For lead researcher Maria Garrido, looking at information access in the context of human rights, not just technological reach, “opened up a fruitful space for us to engage in a much larger conversation around issues of rights of access to information.”
“The space is immense and includes studying economic, social, political, civil and information rights – all as a package,” said Garrido, principal research scientist with TASCHA.
The report sees a central role for public libraries. As institutions that are generally free and open to everyone, they are key to bringing meaningful access to information among those whom the information age has left behind. In many countries, that includes women, the poor, and people in rural areas.
Along with their long-held roles as knowledge providers, libraries promote civic engagement and help people build their information literacy skills. However, TASCHA Research Analyst Michelle Fellows said, policymakers often fail to recognize how essential libraries are in their communities.
“So many people around the world see libraries as a static, uniform institution with a fixed purpose of putting books in people's hands. But the role of public libraries can be very dynamic and localized,” Fellows said. “Given the way the nature of access to information varies country-to-country or town-to-town, we are seeing libraries stepping up to address those access gaps in myriad ways. It's exciting, as this report demonstrates.”
The Development and Access to Information (DA2I) report is the first of what will be annual assessments of the state of information access around the world. It establishes a set of indicators that TASCHA will track over more than a dozen years, using data compiled from numerous sources such as the International Telecommunication Union, the U.N. Development Programme, and the World Bank.

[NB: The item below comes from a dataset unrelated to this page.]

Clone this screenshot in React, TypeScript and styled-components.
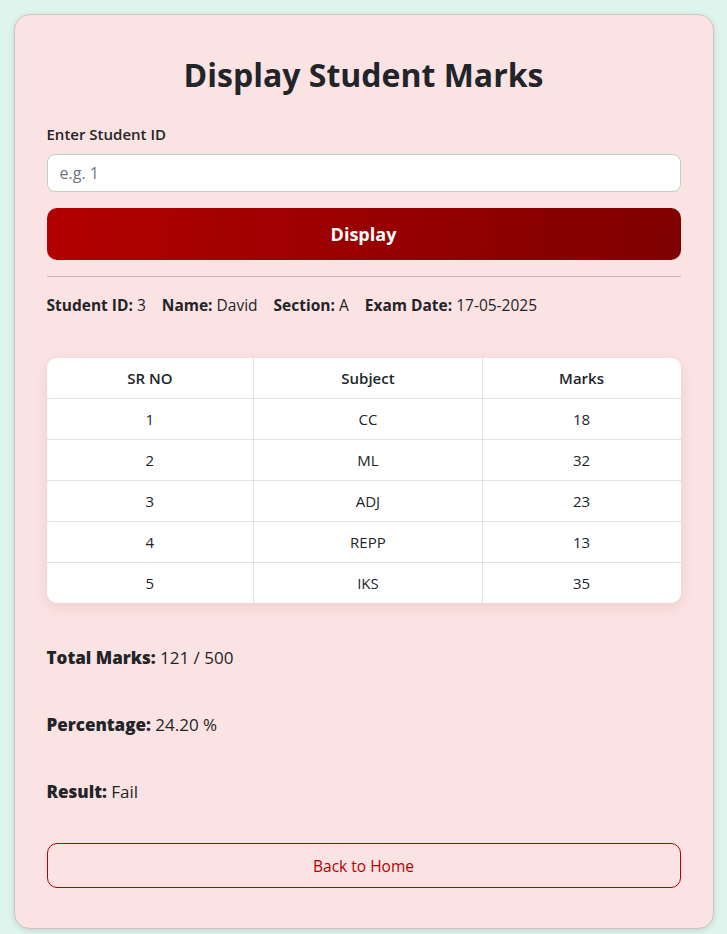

Establishing those indicators was no easy task. While data on which countries have internet access is generally available, the report seeks to measure whether internet access is improving lives. To do that, researchers examined factors such as library availability and usage, and information technology skills by gender, education level, and age – data that are gathered inconsistently in many countries.
Comparing data gathered by different organizations across various years was the biggest challenge, TASCHA Data Analyst Lucas Koepke said.

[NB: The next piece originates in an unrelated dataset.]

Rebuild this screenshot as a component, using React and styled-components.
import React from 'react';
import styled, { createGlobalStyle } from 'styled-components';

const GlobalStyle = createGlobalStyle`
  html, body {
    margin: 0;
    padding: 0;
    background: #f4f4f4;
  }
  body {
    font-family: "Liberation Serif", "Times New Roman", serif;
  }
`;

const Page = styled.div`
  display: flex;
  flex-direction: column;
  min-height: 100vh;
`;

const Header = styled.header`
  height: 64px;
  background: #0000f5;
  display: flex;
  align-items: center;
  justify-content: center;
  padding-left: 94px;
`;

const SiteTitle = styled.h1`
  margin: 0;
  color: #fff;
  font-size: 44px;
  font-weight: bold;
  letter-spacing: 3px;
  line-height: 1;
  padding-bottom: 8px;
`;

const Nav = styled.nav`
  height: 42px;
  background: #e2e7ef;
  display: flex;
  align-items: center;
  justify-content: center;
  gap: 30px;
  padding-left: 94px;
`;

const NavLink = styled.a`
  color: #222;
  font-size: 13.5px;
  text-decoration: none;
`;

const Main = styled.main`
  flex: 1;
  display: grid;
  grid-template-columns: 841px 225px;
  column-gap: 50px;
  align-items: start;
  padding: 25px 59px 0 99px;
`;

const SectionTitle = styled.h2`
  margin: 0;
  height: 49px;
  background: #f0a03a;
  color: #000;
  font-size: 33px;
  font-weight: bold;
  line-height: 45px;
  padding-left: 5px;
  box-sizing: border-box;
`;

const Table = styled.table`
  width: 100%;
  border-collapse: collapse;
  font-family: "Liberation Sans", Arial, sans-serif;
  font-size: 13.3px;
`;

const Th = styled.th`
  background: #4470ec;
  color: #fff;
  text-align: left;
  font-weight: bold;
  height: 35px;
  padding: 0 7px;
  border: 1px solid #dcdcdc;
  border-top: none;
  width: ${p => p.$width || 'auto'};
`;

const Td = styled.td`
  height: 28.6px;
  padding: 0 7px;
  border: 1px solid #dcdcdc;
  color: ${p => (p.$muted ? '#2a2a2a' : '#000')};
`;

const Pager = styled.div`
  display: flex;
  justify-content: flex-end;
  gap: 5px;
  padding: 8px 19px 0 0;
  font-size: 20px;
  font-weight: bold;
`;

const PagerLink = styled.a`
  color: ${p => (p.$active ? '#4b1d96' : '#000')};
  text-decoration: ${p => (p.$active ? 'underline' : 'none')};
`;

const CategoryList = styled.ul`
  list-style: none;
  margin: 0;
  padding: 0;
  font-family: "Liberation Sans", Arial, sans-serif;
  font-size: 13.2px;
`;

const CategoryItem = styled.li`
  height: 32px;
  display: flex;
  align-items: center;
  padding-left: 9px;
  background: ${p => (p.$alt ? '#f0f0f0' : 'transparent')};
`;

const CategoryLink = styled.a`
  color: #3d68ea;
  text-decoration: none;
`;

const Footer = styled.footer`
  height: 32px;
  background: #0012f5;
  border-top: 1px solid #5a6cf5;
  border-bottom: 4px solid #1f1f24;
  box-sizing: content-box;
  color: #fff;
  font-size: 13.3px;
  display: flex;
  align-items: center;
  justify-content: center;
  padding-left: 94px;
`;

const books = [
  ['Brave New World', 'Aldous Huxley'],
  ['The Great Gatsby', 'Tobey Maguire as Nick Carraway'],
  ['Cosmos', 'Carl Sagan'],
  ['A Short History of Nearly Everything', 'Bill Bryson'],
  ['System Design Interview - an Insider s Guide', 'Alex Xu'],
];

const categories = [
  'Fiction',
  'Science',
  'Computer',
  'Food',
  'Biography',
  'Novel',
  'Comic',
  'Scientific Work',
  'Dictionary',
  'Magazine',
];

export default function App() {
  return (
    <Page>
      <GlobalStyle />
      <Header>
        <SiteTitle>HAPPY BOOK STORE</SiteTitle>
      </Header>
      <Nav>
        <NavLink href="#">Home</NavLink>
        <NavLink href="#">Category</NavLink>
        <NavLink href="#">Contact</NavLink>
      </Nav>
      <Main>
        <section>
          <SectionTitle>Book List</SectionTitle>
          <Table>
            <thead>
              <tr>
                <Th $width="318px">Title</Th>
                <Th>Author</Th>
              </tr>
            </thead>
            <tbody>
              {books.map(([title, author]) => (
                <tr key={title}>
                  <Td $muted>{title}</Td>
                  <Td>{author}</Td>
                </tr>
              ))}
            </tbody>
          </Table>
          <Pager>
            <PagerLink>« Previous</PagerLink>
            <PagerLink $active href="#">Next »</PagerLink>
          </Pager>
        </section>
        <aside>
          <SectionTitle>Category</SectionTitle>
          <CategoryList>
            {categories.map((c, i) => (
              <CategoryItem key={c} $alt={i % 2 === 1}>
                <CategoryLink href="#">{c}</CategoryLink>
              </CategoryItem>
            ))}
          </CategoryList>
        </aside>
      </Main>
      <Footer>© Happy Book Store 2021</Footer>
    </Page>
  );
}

“Finding the most up-to-date and complete data for each indicator, and creating a standardized data file with all the indicators, took a surprising amount of time and effort,” Koepke said.
In the future, Koepke hopes data broken out by gender, income, education and age will become available from more countries, so researchers can observe changes over time.
“That level of granularity is important to explore inequalities in the use of and access to information, but to do that effectively we need data on a global scale,” he said.
To Garrido, the project lead, the U.N.’s Sustainable Development Goals provide an opportunity to “make data count for everybody” by promoting investment in countries’ ability to collect data, encouraging partnerships for data collection, and bringing the private sector to the table as potential allies.
“Within the goals’ framework, ‘making everybody count’ is not only a motto but a philosophy,” Garrido said. “To follow through with that, we need a change in data collection approaches that move away from averages to ensure that people are represented properly in national statistics.”
TASCHA and IFLA presented their report in July at the U.N. High-Level Political Forum on Sustainable Development. The paper and partnership with IFLA are the first major products of a $15.9 million grant TASCHA received from the Bill & Melinda Gates Foundation to build on the work of the foundation’s Global Libraries Initiative, which is winding down after more than 20 years and $1 billion invested in public libraries. TASCHA, IFLA and the Public Library Association are the lead legacy partners tasked with carrying out research and capacity-building initiatives with the goal of improving people’s lives through public libraries around the world.
Going forward, as TASCHA continues to study how information access can improve people’s economic and social conditions, Garrido believes the research will open some eyes to the essential role of libraries in helping people build skills and improve their communities.
“I hope this work in the coming years contributes to further engage libraries in the U.N. sustainable development areas – libraries everywhere, not only in less-developed countries,” she said.